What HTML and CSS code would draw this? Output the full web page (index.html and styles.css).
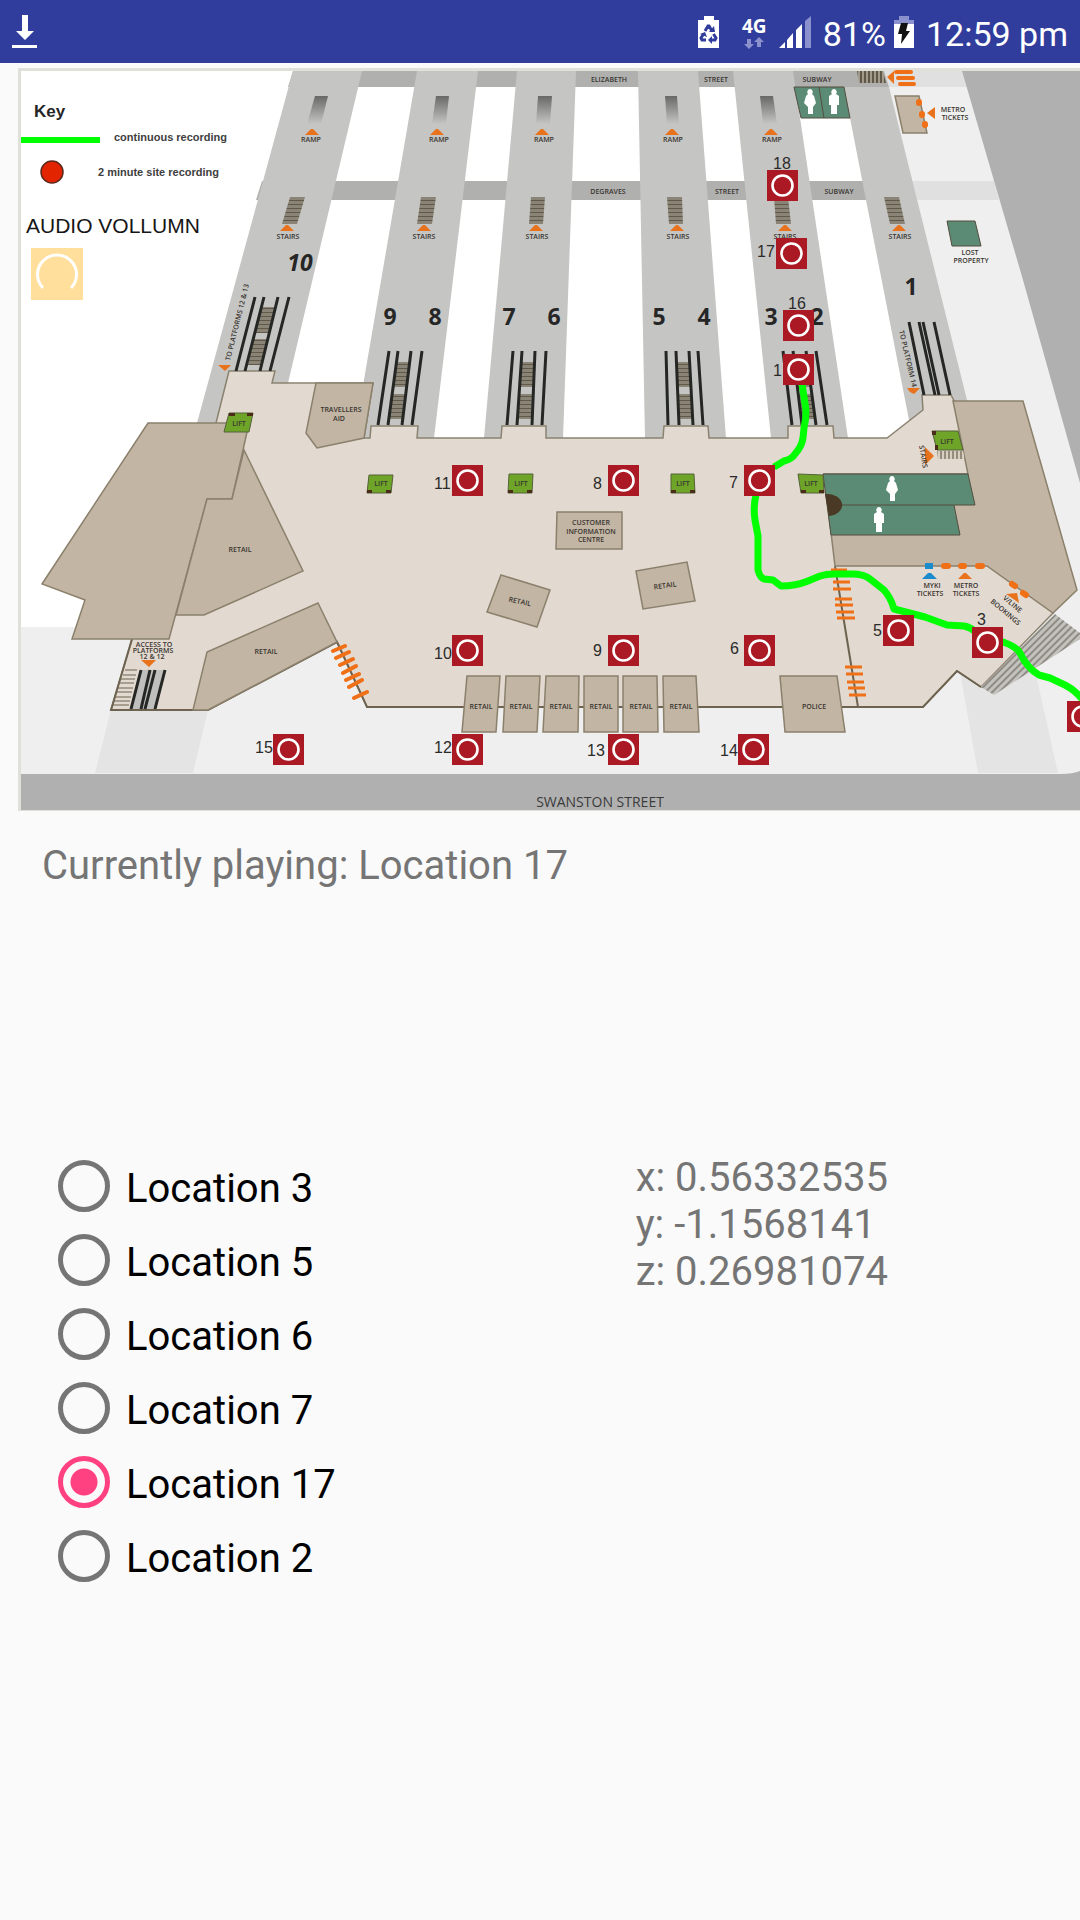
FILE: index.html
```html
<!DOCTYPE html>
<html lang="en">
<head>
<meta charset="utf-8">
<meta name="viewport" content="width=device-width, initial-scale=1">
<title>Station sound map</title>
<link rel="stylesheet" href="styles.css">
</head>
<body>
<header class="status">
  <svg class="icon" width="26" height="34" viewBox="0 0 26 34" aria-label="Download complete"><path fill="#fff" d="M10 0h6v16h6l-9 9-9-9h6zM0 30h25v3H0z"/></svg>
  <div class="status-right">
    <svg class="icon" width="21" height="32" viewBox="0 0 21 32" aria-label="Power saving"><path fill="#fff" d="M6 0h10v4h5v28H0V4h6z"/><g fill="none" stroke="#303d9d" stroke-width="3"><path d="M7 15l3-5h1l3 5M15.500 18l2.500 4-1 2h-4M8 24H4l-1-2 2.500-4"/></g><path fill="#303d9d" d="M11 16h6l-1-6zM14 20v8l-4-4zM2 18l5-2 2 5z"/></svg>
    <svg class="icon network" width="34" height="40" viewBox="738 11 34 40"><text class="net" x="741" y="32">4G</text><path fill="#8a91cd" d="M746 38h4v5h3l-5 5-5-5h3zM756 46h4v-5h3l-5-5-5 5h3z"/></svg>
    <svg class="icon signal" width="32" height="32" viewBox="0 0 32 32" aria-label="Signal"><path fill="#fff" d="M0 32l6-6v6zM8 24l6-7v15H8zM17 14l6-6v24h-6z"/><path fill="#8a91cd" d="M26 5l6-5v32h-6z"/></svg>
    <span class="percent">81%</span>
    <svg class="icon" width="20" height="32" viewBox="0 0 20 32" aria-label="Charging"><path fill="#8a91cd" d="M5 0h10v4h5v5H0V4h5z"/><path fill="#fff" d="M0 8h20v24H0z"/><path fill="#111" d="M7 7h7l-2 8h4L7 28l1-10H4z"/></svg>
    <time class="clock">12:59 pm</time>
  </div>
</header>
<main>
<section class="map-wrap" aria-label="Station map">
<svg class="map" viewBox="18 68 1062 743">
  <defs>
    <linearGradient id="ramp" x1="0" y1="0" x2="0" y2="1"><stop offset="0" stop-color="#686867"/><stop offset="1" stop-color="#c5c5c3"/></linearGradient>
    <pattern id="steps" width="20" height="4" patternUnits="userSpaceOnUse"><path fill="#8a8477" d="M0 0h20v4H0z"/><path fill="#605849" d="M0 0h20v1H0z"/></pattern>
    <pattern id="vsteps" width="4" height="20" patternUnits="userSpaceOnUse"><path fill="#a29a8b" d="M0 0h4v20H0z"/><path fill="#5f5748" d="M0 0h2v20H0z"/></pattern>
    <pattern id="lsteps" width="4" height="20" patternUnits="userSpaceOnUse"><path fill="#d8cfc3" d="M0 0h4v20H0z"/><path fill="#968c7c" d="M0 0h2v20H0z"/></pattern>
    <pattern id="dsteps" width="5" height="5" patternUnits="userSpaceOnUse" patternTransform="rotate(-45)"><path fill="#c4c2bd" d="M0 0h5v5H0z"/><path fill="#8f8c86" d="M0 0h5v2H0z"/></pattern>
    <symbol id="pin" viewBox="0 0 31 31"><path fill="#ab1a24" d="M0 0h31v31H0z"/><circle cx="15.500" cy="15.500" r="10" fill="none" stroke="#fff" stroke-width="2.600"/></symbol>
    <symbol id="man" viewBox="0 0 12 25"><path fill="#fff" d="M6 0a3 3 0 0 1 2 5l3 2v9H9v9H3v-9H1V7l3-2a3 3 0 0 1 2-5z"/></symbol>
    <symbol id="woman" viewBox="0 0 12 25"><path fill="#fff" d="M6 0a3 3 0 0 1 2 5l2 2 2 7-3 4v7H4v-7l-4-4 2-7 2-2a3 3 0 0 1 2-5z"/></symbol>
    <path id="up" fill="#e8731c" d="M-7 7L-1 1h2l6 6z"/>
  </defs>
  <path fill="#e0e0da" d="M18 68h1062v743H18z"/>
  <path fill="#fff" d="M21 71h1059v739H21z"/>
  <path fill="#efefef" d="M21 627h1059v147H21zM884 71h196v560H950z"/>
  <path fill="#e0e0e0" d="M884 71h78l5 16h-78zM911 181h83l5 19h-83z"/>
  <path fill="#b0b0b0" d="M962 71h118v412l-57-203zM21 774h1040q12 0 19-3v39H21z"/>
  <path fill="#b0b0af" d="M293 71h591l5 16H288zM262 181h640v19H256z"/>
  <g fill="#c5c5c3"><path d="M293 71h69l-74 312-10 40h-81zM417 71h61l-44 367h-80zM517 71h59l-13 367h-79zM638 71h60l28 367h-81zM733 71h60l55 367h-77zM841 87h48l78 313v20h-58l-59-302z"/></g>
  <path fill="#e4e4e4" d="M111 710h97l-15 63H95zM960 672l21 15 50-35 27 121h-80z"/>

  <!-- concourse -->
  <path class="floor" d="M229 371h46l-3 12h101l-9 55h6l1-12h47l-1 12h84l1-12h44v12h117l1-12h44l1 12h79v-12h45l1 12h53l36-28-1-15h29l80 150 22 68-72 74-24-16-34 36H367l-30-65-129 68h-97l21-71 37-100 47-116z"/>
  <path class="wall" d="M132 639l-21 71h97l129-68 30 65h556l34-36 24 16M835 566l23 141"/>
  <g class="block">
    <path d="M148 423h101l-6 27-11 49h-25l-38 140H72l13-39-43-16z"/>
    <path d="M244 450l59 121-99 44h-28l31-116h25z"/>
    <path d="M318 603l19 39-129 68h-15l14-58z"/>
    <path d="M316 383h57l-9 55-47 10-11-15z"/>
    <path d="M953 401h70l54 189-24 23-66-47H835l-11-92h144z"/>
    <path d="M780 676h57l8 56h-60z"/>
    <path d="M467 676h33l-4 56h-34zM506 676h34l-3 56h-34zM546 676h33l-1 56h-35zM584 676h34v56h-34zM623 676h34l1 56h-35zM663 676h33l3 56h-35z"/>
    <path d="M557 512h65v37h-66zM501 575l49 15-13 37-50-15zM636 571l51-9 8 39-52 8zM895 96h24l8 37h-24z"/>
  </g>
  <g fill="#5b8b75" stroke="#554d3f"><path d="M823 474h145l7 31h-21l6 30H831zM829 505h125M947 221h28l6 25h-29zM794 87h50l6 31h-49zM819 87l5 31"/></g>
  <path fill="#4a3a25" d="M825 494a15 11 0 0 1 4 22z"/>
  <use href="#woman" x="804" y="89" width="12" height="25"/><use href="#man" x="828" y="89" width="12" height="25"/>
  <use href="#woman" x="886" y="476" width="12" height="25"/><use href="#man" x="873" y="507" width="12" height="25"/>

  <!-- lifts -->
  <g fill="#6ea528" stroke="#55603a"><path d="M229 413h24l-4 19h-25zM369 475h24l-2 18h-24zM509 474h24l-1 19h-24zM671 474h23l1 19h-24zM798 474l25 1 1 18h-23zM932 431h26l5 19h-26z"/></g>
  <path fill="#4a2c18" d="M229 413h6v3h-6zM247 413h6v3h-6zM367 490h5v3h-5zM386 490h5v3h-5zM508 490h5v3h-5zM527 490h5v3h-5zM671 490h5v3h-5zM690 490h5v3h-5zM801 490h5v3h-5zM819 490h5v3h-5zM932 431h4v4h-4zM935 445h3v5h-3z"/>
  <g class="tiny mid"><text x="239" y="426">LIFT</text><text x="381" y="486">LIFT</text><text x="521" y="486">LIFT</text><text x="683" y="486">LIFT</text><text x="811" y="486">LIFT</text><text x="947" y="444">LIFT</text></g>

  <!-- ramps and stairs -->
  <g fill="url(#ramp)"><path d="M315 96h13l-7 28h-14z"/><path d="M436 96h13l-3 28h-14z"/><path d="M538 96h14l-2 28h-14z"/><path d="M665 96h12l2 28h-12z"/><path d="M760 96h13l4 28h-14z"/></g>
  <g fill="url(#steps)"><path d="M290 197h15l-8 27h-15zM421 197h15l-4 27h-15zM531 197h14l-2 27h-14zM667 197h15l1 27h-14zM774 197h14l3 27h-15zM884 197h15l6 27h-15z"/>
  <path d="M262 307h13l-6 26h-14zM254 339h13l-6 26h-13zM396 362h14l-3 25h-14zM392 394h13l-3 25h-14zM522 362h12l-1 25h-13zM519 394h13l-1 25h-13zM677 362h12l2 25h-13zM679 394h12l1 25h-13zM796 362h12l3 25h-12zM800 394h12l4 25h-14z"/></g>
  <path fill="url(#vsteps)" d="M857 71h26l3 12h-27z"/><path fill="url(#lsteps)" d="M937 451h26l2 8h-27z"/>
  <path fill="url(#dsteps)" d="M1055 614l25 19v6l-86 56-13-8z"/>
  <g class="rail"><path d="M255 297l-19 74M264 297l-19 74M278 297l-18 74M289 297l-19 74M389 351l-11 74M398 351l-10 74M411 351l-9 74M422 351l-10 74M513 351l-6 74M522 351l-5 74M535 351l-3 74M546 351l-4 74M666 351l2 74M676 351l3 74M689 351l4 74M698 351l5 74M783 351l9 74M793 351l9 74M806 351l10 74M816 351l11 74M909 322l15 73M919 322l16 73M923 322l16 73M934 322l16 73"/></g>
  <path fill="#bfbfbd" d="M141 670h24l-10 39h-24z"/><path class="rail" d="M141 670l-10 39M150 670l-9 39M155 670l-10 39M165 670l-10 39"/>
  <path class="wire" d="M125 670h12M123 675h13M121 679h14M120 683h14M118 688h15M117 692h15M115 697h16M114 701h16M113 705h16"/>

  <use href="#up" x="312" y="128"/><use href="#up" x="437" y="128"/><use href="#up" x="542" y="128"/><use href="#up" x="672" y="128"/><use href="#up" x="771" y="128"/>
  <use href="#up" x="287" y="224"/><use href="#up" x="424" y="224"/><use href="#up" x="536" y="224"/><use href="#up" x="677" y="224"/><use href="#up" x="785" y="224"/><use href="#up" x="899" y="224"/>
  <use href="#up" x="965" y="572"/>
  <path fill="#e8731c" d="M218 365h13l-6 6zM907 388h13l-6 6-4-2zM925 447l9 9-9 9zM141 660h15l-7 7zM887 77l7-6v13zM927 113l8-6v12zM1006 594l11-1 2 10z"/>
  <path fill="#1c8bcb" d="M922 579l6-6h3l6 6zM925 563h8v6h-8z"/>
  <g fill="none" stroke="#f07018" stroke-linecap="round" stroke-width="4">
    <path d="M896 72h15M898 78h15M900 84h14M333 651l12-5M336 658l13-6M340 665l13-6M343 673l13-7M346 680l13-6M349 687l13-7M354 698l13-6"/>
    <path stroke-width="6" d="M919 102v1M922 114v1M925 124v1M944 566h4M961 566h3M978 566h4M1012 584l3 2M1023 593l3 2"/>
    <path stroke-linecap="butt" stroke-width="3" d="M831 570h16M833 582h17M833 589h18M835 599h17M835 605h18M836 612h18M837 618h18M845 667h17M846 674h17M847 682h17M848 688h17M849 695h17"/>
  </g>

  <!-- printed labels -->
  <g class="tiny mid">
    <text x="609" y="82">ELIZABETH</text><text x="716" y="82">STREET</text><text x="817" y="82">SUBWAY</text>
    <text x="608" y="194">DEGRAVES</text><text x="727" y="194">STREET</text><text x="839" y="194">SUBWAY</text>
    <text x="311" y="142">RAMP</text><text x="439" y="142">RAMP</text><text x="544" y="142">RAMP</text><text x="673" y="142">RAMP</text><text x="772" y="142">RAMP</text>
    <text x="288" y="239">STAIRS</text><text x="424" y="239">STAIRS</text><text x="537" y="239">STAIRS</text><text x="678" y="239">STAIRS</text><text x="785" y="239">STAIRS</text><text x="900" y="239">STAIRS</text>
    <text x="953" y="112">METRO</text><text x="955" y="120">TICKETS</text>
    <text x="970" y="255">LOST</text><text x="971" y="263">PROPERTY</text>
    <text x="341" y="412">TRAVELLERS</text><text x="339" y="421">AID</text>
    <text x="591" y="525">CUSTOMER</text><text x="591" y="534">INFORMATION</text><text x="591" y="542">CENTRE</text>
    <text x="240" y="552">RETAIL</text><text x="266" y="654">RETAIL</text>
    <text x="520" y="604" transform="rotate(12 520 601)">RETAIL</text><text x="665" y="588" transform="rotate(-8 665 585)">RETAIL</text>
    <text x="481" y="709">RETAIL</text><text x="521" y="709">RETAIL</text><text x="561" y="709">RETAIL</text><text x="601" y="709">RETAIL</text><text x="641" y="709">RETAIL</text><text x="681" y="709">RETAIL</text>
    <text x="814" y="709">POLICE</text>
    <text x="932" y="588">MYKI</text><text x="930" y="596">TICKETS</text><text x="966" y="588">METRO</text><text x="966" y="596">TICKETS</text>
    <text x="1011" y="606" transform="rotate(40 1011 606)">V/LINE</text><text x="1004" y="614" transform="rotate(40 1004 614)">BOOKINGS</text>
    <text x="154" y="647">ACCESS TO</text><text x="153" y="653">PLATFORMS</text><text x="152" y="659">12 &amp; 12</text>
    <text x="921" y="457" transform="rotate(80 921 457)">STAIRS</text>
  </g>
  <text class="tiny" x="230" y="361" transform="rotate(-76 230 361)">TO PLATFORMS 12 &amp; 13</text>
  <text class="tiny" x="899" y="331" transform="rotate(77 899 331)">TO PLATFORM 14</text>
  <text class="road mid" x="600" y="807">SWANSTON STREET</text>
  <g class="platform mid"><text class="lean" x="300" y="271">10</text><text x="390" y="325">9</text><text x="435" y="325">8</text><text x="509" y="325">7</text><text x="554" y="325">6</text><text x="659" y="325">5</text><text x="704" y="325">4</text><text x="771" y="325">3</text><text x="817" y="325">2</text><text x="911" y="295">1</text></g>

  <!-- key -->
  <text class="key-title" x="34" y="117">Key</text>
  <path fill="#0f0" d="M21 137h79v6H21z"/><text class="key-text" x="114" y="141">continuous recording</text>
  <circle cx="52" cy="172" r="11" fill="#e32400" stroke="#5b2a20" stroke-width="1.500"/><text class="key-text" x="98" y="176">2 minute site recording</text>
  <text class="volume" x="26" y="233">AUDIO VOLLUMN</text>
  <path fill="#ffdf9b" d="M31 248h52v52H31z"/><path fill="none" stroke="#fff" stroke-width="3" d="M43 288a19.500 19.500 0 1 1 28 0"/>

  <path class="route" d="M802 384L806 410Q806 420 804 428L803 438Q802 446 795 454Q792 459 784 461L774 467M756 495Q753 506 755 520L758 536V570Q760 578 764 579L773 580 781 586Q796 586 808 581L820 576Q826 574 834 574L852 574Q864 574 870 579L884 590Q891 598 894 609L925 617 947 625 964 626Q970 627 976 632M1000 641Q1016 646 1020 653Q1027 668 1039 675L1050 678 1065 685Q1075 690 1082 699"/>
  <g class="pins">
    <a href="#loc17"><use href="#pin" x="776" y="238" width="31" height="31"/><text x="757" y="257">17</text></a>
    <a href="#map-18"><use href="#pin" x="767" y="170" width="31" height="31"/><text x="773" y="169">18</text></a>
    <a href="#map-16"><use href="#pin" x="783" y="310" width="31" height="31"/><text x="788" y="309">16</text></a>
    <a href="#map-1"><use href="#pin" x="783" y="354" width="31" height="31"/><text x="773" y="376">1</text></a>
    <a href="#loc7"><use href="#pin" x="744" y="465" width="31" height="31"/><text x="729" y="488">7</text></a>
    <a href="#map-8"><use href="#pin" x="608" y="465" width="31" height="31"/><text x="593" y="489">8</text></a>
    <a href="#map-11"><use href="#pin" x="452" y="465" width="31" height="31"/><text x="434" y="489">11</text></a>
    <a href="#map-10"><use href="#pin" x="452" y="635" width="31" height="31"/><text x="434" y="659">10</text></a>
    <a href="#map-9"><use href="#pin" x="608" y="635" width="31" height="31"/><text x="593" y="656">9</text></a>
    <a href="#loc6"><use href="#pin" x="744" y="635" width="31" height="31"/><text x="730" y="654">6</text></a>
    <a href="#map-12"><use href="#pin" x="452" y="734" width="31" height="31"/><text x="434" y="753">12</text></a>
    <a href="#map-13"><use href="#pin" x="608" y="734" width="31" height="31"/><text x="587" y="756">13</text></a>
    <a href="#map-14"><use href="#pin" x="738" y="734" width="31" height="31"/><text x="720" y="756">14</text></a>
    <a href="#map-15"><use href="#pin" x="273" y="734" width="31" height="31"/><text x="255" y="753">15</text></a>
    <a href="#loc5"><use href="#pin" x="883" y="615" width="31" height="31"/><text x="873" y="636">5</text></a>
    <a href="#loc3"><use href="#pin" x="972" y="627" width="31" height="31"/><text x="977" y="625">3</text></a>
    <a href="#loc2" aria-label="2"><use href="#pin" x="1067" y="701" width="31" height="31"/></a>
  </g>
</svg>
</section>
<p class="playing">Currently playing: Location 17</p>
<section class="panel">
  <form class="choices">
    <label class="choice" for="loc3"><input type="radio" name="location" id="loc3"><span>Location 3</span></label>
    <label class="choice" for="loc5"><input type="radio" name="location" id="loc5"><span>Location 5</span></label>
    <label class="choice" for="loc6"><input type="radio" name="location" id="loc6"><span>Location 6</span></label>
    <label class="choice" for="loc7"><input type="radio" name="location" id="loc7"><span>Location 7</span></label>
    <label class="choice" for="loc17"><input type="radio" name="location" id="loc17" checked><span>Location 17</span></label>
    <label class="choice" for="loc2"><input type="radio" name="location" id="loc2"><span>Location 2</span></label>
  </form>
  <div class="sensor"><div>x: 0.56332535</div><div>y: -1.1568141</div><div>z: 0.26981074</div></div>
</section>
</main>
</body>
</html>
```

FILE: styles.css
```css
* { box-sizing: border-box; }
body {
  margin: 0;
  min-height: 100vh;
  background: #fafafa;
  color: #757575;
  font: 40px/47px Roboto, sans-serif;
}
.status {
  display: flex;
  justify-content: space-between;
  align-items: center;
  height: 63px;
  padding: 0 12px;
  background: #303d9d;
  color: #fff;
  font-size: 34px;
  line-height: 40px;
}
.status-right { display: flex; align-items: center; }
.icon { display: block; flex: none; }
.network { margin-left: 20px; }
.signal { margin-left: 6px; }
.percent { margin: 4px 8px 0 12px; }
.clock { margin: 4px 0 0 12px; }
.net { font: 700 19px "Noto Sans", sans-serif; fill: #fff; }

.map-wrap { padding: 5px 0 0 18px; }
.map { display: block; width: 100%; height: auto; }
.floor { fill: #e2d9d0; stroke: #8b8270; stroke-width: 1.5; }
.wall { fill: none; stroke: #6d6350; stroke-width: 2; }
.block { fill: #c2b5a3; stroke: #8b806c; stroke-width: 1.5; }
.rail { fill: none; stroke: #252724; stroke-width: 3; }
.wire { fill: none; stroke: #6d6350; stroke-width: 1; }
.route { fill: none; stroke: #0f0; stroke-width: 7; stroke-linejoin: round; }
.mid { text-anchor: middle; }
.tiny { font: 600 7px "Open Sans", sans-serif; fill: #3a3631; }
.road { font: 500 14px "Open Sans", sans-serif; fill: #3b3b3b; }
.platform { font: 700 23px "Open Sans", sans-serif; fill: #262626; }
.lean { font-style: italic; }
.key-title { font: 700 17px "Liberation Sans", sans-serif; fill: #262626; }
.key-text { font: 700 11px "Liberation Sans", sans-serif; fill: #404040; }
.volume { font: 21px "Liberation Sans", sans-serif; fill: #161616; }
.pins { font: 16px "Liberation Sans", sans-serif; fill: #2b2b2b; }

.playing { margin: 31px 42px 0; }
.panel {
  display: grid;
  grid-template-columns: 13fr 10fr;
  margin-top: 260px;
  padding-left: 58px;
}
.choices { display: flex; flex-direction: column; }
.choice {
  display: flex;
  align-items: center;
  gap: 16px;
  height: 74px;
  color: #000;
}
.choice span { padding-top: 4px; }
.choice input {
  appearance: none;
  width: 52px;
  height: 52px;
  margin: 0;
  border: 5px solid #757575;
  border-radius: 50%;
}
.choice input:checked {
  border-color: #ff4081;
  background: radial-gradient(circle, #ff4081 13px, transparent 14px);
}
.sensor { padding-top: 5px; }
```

------

**Task details:**
Collect each line holding the string "index".

**Answer:**
What HTML and CSS code would draw this? Output the full web page (index.html and styles.css).
FILE: index.html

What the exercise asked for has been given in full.